(Pages as source code)
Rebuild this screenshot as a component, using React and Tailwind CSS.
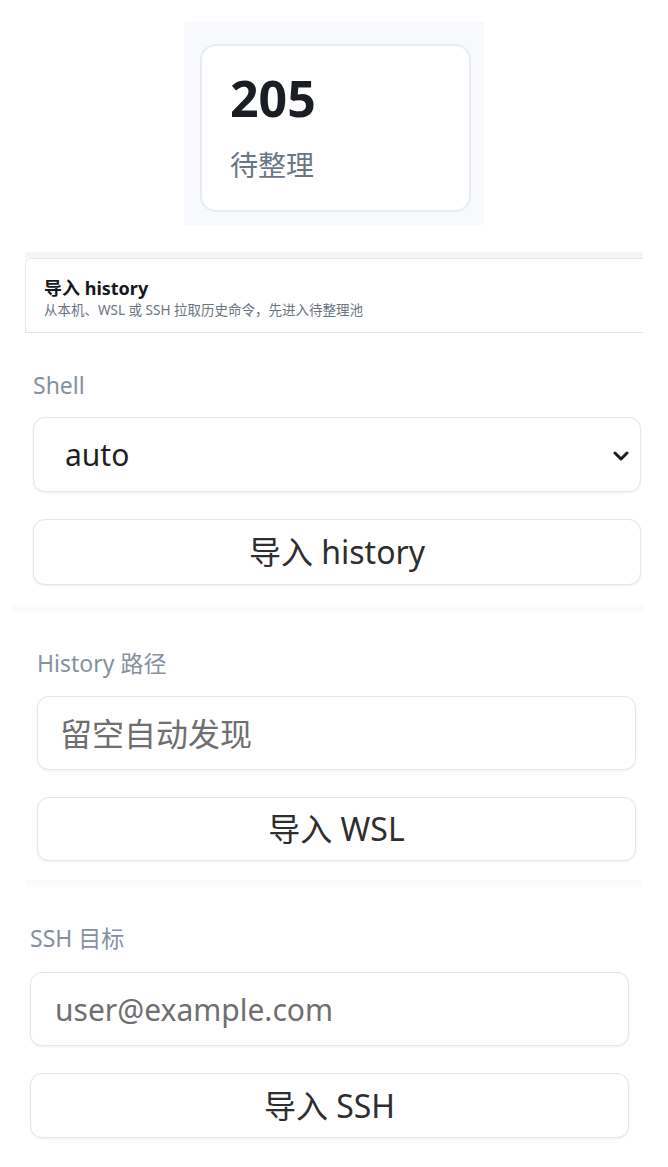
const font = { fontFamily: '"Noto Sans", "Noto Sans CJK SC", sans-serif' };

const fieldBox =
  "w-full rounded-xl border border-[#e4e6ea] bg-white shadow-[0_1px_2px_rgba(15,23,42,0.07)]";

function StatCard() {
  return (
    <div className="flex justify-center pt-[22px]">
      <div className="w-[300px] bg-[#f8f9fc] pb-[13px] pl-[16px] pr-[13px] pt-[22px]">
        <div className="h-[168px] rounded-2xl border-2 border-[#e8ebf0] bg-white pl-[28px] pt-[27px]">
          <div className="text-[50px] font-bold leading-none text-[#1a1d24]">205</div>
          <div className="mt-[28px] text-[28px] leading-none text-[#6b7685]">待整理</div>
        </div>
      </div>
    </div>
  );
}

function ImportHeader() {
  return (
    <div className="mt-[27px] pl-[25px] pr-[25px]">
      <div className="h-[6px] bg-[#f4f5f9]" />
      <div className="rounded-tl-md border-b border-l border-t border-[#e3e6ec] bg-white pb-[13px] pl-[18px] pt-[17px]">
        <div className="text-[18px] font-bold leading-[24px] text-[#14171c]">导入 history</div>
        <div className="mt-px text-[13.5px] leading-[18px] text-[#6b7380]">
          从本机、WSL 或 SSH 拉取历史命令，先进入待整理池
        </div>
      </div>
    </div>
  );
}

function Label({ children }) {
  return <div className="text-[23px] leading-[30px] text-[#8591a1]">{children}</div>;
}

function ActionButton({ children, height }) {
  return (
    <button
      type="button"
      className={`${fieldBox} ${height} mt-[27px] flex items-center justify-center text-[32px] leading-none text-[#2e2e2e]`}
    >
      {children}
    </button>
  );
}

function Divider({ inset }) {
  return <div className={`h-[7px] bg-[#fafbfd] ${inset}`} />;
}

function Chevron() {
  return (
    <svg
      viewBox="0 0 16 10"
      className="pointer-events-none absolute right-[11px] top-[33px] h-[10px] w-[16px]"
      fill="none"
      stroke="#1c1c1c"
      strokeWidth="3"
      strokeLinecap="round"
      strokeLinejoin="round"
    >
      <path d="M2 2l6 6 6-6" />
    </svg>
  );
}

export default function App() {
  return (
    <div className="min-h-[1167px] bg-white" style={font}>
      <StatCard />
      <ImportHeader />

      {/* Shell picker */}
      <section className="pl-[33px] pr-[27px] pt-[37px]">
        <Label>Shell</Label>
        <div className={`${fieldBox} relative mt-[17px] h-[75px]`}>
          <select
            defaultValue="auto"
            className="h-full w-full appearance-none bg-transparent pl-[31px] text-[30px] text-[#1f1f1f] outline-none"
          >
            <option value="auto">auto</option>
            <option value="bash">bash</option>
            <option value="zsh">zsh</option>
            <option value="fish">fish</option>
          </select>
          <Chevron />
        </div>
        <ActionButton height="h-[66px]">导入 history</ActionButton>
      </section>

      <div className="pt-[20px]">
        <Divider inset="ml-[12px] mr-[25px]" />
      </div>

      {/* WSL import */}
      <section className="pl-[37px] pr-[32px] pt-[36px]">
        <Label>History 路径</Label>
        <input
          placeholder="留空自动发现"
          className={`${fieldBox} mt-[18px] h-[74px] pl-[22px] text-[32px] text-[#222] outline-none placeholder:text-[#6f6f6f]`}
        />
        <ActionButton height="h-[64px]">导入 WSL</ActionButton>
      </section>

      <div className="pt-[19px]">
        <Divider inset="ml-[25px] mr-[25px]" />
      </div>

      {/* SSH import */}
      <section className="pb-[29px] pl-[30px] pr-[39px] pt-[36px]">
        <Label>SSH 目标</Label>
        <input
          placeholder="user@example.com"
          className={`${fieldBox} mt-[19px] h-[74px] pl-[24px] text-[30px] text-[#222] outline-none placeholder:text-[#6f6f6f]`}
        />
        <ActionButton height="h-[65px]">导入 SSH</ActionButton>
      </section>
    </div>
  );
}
---
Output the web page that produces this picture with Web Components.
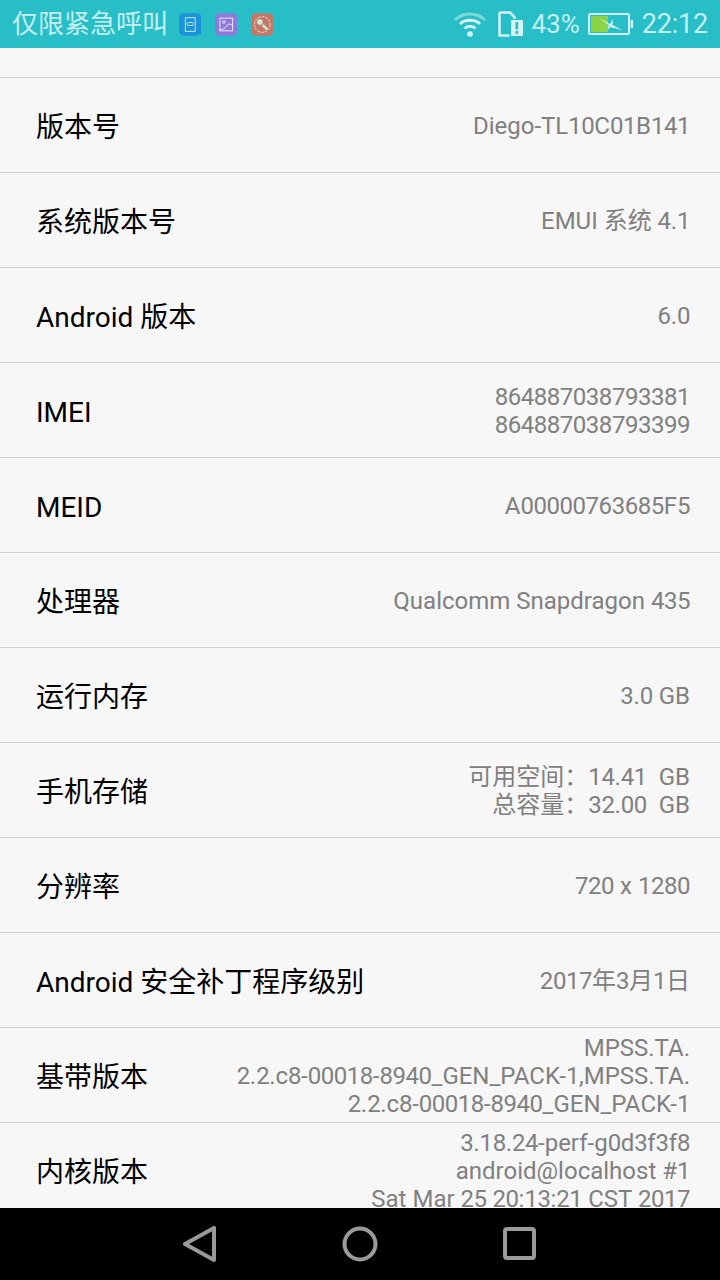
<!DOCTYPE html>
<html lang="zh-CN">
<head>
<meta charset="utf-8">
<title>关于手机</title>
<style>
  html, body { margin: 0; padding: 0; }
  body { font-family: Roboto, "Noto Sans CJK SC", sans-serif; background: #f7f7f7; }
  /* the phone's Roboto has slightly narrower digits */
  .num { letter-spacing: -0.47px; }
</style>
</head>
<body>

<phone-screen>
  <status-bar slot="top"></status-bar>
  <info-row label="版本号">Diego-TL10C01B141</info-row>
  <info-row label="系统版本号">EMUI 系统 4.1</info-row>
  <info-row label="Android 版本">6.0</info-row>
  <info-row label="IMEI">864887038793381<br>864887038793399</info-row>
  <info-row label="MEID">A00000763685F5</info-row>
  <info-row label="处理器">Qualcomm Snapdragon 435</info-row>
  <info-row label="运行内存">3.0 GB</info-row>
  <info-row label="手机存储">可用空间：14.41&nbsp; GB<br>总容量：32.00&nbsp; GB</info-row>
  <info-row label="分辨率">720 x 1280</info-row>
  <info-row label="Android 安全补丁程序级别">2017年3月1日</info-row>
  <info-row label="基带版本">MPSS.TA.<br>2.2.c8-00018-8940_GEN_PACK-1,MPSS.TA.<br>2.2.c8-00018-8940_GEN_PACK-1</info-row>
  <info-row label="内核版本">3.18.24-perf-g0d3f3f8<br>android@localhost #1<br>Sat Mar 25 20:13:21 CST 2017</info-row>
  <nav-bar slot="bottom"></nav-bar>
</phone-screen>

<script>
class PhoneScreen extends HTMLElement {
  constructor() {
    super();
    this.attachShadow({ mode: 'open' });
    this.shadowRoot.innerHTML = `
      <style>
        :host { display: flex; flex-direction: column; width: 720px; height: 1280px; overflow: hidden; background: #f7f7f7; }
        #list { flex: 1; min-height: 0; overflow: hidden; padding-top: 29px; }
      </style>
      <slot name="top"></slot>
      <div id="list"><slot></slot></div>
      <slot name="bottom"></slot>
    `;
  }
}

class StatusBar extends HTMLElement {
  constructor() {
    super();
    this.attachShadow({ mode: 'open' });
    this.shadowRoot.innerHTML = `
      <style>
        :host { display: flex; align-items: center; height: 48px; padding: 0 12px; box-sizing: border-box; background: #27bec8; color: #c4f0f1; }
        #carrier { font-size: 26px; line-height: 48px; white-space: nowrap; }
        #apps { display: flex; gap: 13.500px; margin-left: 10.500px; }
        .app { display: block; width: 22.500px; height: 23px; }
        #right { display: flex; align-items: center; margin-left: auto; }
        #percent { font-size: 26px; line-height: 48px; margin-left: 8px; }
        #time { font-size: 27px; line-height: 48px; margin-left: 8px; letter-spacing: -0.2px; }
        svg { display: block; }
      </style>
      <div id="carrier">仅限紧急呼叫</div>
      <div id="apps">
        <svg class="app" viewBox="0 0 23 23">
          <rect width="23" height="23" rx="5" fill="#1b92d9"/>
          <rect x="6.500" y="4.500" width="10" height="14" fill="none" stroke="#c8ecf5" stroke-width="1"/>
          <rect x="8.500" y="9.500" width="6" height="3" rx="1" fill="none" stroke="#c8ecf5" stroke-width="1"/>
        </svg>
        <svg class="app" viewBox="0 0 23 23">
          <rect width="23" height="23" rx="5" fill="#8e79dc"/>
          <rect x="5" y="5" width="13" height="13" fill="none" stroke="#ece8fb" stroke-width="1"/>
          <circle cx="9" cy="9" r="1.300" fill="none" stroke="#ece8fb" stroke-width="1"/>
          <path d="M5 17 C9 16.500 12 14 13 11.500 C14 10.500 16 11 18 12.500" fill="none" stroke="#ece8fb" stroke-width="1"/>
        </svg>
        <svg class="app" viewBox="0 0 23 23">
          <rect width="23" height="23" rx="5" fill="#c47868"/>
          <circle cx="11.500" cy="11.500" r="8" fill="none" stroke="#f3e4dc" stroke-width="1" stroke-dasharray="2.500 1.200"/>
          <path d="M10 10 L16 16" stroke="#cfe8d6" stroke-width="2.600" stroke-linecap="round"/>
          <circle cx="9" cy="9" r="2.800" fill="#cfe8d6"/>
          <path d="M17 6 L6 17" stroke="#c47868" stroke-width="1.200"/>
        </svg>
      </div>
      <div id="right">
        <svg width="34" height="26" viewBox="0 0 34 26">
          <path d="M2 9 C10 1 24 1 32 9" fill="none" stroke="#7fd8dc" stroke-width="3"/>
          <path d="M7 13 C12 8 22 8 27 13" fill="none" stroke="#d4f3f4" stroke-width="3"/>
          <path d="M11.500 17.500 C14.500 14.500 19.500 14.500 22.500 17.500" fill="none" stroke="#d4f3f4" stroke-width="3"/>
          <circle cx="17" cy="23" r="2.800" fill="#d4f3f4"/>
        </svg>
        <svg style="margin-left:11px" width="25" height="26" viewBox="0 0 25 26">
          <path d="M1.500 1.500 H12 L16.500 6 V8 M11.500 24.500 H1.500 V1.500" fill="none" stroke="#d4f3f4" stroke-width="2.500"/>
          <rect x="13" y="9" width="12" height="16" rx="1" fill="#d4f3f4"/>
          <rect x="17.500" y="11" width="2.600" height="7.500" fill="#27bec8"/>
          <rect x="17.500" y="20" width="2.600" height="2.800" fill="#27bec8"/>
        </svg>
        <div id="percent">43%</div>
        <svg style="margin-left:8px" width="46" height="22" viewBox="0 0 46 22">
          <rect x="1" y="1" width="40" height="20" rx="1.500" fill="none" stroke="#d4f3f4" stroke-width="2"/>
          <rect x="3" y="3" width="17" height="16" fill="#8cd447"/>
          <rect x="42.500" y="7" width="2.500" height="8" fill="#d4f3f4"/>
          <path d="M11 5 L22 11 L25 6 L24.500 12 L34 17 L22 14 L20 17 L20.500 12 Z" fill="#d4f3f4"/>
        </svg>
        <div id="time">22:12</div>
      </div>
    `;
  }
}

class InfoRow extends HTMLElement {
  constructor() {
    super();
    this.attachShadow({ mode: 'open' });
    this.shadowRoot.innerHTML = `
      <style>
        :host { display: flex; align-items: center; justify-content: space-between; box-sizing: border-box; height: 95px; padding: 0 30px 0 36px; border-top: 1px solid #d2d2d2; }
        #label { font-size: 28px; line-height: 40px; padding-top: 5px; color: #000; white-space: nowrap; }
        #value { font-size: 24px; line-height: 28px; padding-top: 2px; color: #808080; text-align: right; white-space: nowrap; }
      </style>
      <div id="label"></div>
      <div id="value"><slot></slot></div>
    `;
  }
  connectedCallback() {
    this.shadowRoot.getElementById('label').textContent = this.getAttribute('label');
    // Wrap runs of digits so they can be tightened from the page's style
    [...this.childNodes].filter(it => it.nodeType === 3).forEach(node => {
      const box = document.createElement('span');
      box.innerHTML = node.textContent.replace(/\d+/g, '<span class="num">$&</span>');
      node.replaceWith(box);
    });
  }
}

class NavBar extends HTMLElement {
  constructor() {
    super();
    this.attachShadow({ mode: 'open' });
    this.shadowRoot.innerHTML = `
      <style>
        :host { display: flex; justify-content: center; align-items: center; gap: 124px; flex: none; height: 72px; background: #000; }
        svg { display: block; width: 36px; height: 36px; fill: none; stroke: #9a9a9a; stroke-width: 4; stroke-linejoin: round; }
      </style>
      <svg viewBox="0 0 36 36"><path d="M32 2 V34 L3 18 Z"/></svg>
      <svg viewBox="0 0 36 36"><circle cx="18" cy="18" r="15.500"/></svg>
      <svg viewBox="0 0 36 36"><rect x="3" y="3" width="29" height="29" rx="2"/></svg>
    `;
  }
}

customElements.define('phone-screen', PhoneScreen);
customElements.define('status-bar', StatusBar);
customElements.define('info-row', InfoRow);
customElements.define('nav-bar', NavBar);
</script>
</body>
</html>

_Your task_
Make an exact copy of the lines from the one holding "Rebuild this screenshot" through the one holding "rounded-xl border border-[#e4e6ea]", end lines included, without the pictures.

_The answer_
Rebuild this screenshot as a component, using React and Tailwind CSS.
const font = { fontFamily: '"Noto Sans", "Noto Sans CJK SC", sans-serif' };

const fieldBox =
  "w-full rounded-xl border border-[#e4e6ea] bg-white shadow-[0_1px_2px_rgba(15,23,42,0.07)]";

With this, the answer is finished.